What happened

Continuing Friday's sell-off, shares of Netflix (NFLX -0.63%) stock sank 5.2% through 9:55 a.m. ET Monday after the stock suffered a downgrade at the hand of NYC-based equity research firm CFRA.

As StreetInsider.com reported this morning, CFRA cut its rating on Netflix from hold to sell with a $238 price target. After this morning's sell-off, share shares cost $229 and change.  

So what

Granted, a $238 price target on a stock that costs $9 less than $238 seems to suggest that CFRA should be recommending you buy Netflix rather than sell it. But as the analyst points out, a lot of the upside in Netflix has dissipated thanks to the stock's 40% run-up in price since the middle of July. Now the greater risk is that Netflix will start missing expectations and start to give back its gains from the past month.

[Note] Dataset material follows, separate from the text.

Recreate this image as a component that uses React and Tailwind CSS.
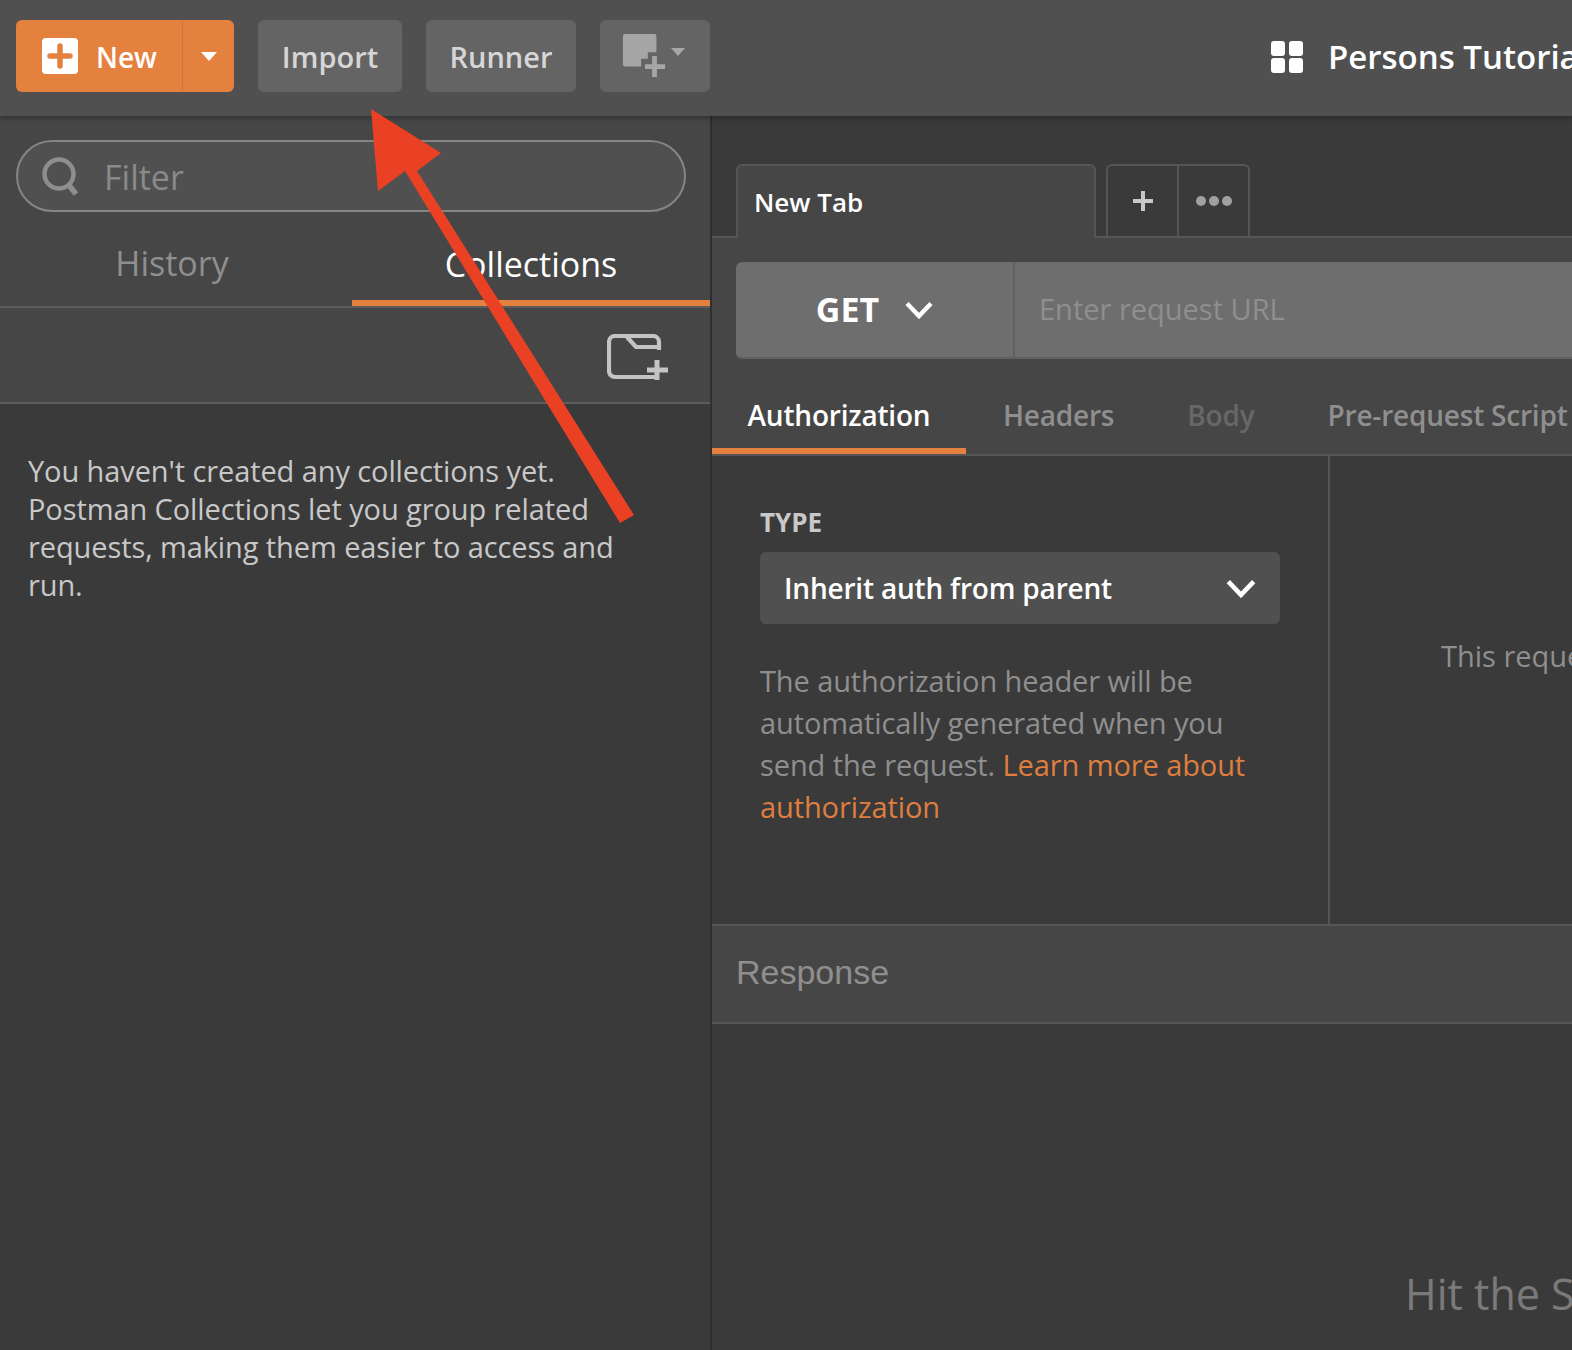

What could go wrong? Well, consider that Netflix lost 200,000 subscribers in Q1 and another 1 million subscribers in Q2. Netflix is promising to win those 1 million back in Q3 -- but what if it doesn't? What if the trend of increasing subscriber losses continues rather than reverses in Q3? That obviously won't be good news for the stock.

Moreover, while it's true that Netflix is mooting a plan to create an ad-supported subscription tier, this isn't expected to kick in until sometime in 2023 -- and there's no guarantee it will prove a popular option if it does, or reverse the slide in membership. In any case, ad-supported subscribers won't be arriving for at least the next six months, and in CFRA's view, that means there's little reason to own Netflix stock until then.

Now what

And there are other things that could go wrong for Netflix.

Consider that while Netflix generated about $800 million in positive free cash flow in Q1, that number collapsed to just $13 million in Q2. While earnings as calculated according to generally accepted accounting principles (GAAP) still look strong -- $3 billion in the year's first half -- and the stock doesn't appear particularly expensive on a P/E basis (just 21 times trailing earnings), Netflix's crumbling free cash flow could erode reported earnings.

CFRA, for one, is "confident EBITDA and EPS will be lower in 2022 2H compared to 1H results," which could panic investors next quarter regardless of how the subscriber numbers look. Today, it seems investors aren't interested in waiting around to see if CFRA is right. They'll sell now and ask questions later.